### WORK TO BE COMPLETED
Check the listing below for lines that hold "styles". How many are there? Please give only the number.

### DATA IN THIS EXERCISE

+ + + +

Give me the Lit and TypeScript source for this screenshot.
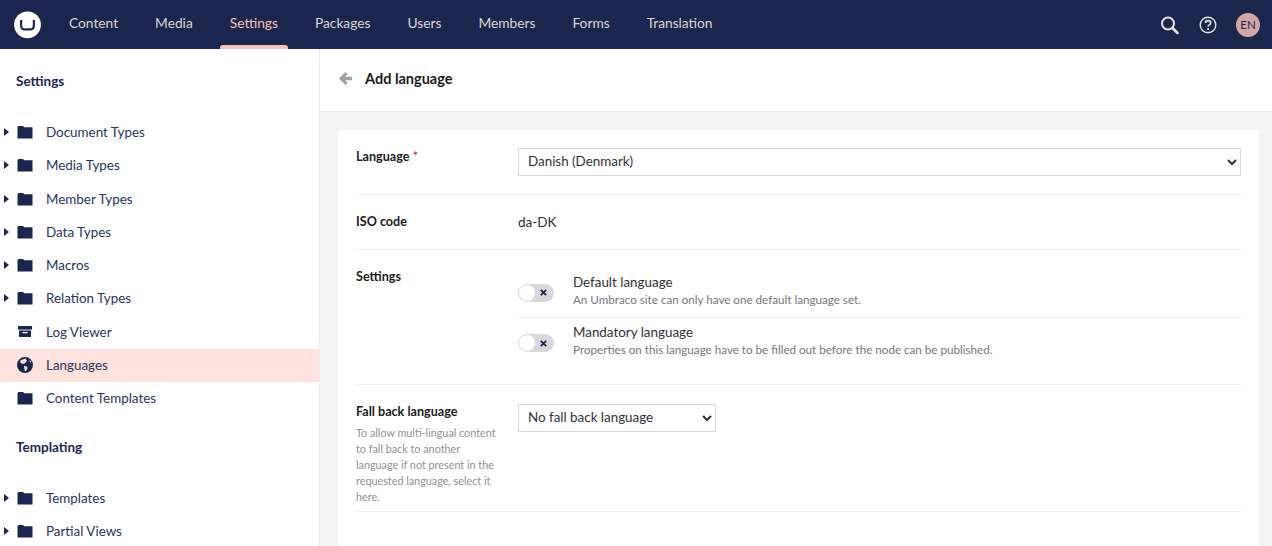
import { LitElement, html, css, svg } from "lit";
import { customElement } from "lit/decorators.js";

const folder = svg`<path d="M.5 3L1.500 2H6L7.200 3.300H15.500V14.500H.5z"/>`;
const archive = svg`<path d="M1 2h14v3.600H1z"/><path d="M2 6.600h12V13H2zm3.800 1.400c-.6 0-.6 1.300 0 1.300h4.400c.6 0 .6-1.300 0-1.300z" fill-rule="evenodd"/>`;
const globe = svg`<path fill-rule="evenodd" d="M8 0a8 8 0 1 0 0 16A8 8 0 0 0 8 0zM3.500 3.300L8.500 1.500l1.500 2.600L8 6.200 5.500 7 3.200 5.500zM7 9l3 .5.500 2-2 3-1-1.500zM12.500 2.800l2 2.300-1.500.5z"/>`;

interface Item { label: string; icon: "folder" | "archive" | "globe"; caret?: boolean; active?: boolean }

const settingsItems: Item[] = [
  { label: "Document Types", icon: "folder", caret: true },
  { label: "Media Types", icon: "folder", caret: true },
  { label: "Member Types", icon: "folder", caret: true },
  { label: "Data Types", icon: "folder", caret: true },
  { label: "Macros", icon: "folder", caret: true },
  { label: "Relation Types", icon: "folder", caret: true },
  { label: "Log Viewer", icon: "archive" },
  { label: "Languages", icon: "globe", active: true },
  { label: "Content Templates", icon: "folder" },
];
const templatingItems: Item[] = [
  { label: "Templates", icon: "folder", caret: true },
  { label: "Partial Views", icon: "folder", caret: true },
];
const tabs = ["Content", "Media", "Settings", "Packages", "Users", "Members", "Forms", "Translation"];

@customElement("app-root")
export class AppRoot extends LitElement {
  static styles = css`
    :host { display: block; width: 1272px; height: 546px; overflow: hidden; font-family: Lato, "Open Sans", sans-serif; color: #1b264f; font-size: 13.500px; background: #fff; }
    * { box-sizing: border-box; }
    .top { height: 49px; background: #1b264f; display: flex; align-items: center; padding-left: 14px; padding-right: 12px; }
    .logo { width: 28px; height: 28px; flex: none; display: block; margin-right: 8.500px; }
    .tabs { display: flex; height: 100%; flex: 1; }
    .tab { position: relative; display: flex; align-items: center; padding: 0 18.500px 4px; color: #d8d7d9; font-size: 13.750px; }
    .tab.on { color: #f5c1bc; }
    .tab.on::after { content: ""; position: absolute; left: 8.500px; right: 8.500px; bottom: 0; height: 4px; background: #f5c1bc; border-radius: 3px 3px 0 0; }
    .tools { display: flex; align-items: center; }
    .tools svg { display: block; }
    .s { margin-right: 19px; }
    .q { margin-right: 19px; }
    .avatar { width: 24px; height: 24px; border-radius: 50%; background: #d4a5a5; color: #1b264f; font-size: 11.500px; display: flex; align-items: center; justify-content: center; }
    .body { display: flex; height: 497px; }
    .side { width: 320px; flex: none; border-right: 1px solid #e9e9eb; background: #fff; overflow: hidden; }
    .side h3 { margin: 0; font-size: 13.500px; font-weight: 700; color: #1b264f; padding-left: 16px; line-height: 20px; }
    .h1 { padding-top: 22px; padding-bottom: 25px; }
    .h2 { padding-top: 22px; padding-bottom: 24.700px; }
    .row { height: 33.250px; display: flex; align-items: center; font-size: 13.400px; color: #2a3358; padding-bottom: 1px; }
    .row.active { background: #ffe1dd; }
    .caret { width: 17px; flex: none; display: flex; padding-left: 4px; }
    .ico { width: 16px; height: 16px; flex: none; fill: #1b264f; }
    .row span { margin-left: 13px; }
    .main { flex: 1; background: #f4f3f3; display: flex; flex-direction: column; min-width: 0; }
    .head { height: 63px; flex: none; background: #fff; border-bottom: 1px solid #e9e9eb; display: flex; align-items: center; padding-left: 19px; padding-bottom: 3px; }
    .head b { font-size: 14.500px; margin-left: 13px; font-weight: 700; color: #1a1a1a; }
    .card { margin: 18px 13px 0 18px; background: #fff; border-radius: 3px 3px 0 0; padding: 0 18px; flex: 1; }
    .f { display: flex; border-bottom: 1px solid #f0f0f0; }
    .lbl { width: 162px; flex: none; font-size: 12.600px; font-weight: 700; color: #1a1a1a; line-height: 18px; }
    .req { color: #d42054; font-weight: 400; font-size: 14px; line-height: 12px; }
    .val { flex: 1; min-width: 0; }
    select { display: block; height: 28px; font-family: inherit; font-size: 13.400px; color: #303033; background: #fff; border: 1px solid #d8d7d9; border-radius: 0; padding: 0 5px 2px; outline: none; }
    .f1 { padding: 18px 0; }
    .f1 select { width: 100%; }
    .f2 { height: 55px; align-items: center; }
    .f2 .val { font-size: 13.500px; color: #303033; }
    .f3 { padding: 18px 0 0; height: 135px; }
    .f3 .val { margin-top: -1px; }
    .opt { display: flex; align-items: center; height: 50px; }
    .opt + .opt { border-top: 1px solid #f0f0f0; }
    .sw { width: 36px; height: 18px; border-radius: 9px; background: #d8d7d9; position: relative; flex: none; margin-right: 19px; margin-top: 1px; }
    .sw::before { content: ""; position: absolute; left: 1px; top: 1px; width: 16px; height: 16px; border-radius: 50%; background: #fff; }
    .sw svg { position: absolute; right: 7px; top: 5.500px; }
    .txt { margin-bottom: 5px; }
    .t { font-size: 13.400px; color: #303033; line-height: 18px; }
    .d { font-size: 11.650px; color: #76757a; line-height: 15px; margin-top: 1px; }
    .f4 { padding: 19px 0 0; height: 127px; }
    .f4 select { width: 198px; }
    .f4 .lbl { margin-top: -1px; }
    .help { display: block; font-size: 10.800px; font-weight: 400; color: #8f8f92; line-height: 16px; margin-top: 4px; width: 146px; }
  `;

  private icon(n: Item["icon"]) {
    return html`<svg class="ico" viewBox="0 0 16 16">${n === "folder" ? folder : n === "archive" ? archive : globe}</svg>`;
  }
  private row(i: Item) {
    return html`<div class="row ${i.active ? "active" : ""}">
      <div class="caret">${i.caret ? html`<svg width="5" height="8" viewBox="0 0 5 8"><path d="M0 0l5 4-5 4z" fill="#1b264f"/></svg>` : ""}</div>
      ${this.icon(i.icon)}<span>${i.label}</span></div>`;
  }
  private opt(t: string, d: string) {
    return html`<div class="opt"><div class="sw"><svg width="7" height="7" viewBox="0 0 7 7"><path d="M.8.8l5.400 5.400M6.200.8L.8 6.200" stroke="#1b264f" stroke-width="1.800" fill="none"/></svg></div>
      <div class="txt"><div class="t">${t}</div><div class="d">${d}</div></div></div>`;
  }
  render() {
    return html`
      <div class="top">
        <svg class="logo" viewBox="0 0 28 28"><circle cx="13.500" cy="13.800" r="13.400" fill="#fff"/><path d="M7.200 9C6.900 13 6.900 15.500 7.700 17 8.200 18 8.900 18.400 10.400 18.400H16.600C18.100 18.400 18.800 18 19.300 17 20.100 15.500 20.100 13 19.800 9" fill="none" stroke="#1b264f" stroke-width="2.200"/></svg>
        <div class="tabs">${tabs.map((t) => html`<div class="tab ${t === "Settings" ? "on" : ""}">${t}</div>`)}</div>
        <div class="tools">
          <svg class="s" width="20" height="20" viewBox="0 0 20 20"><circle cx="8" cy="8.500" r="6" fill="none" stroke="#e4e4e6" stroke-width="2"/><path d="M12.500 13l5 5" stroke="#e4e4e6" stroke-width="2.600" stroke-linecap="round"/></svg>
          <svg class="q" width="18" height="18" viewBox="0 0 18 18"><circle cx="9" cy="9" r="7.800" fill="none" stroke="#e4e4e6" stroke-width="1.400"/><path d="M6.500 7c0-3.200 5.200-3.200 5.200 0 0 1.900-2.600 1.900-2.600 3.700" fill="none" stroke="#e4e4e6" stroke-width="1.700"/><circle cx="9.100" cy="13" r="1.100" fill="#e4e4e6"/></svg>
          <div class="avatar">EN</div>
        </div>
      </div>
      <div class="body">
        <div class="side">
          <h3 class="h1">Settings</h3>
          ${settingsItems.map((i) => this.row(i))}
          <h3 class="h2">Templating</h3>
          ${templatingItems.map((i) => this.row(i))}
        </div>
        <div class="main">
          <div class="head">
            <svg width="13" height="13" viewBox="0 0 13 13"><path d="M6.500 0l2.200 2.200-2.600 2.600H13v3.400H6.100l2.600 2.600-2.200 2.200L0 6.500z" fill="#a2a1a6"/></svg>
            <b>Add language</b>
          </div>
          <div class="card">
            <div class="f f1">
              <div class="lbl">Language <span class="req">*</span></div>
              <div class="val"><select><option>Danish (Denmark)</option></select></div>
            </div>
            <div class="f f2"><div class="lbl">ISO code</div><div class="val">da-DK</div></div>
            <div class="f f3">
              <div class="lbl">Settings</div>
              <div class="val">
                ${this.opt("Default language", "An Umbraco site can only have one default language set.")}
                ${this.opt("Mandatory language", "Properties on this language have to be filled out before the node can be published.")}
              </div>
            </div>
            <div class="f f4">
              <div class="lbl">Fall back language
                <span class="help">To allow multi-lingual content to fall back to another language if not present in the requested language, select it here.</span>
              </div>
              <div class="val"><select><option>No fall back language</option></select></div>
            </div>
          </div>
        </div>
      </div>`;
  }
}
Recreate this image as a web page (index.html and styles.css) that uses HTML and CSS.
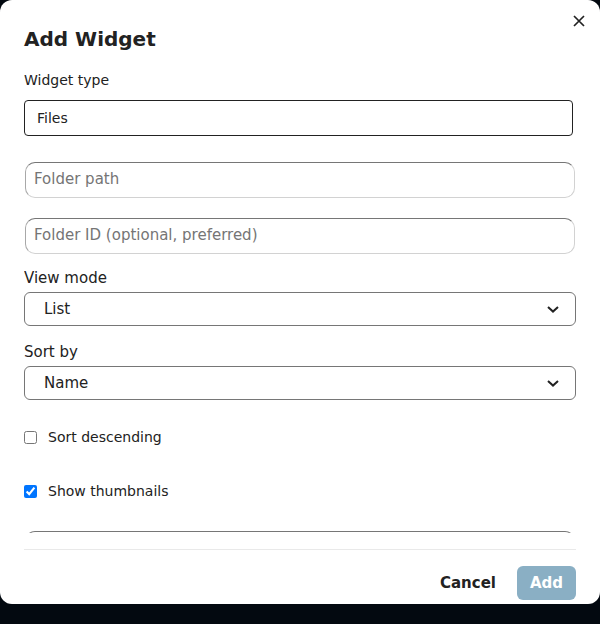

+ + + +

### EXERCISE OUTPUT
2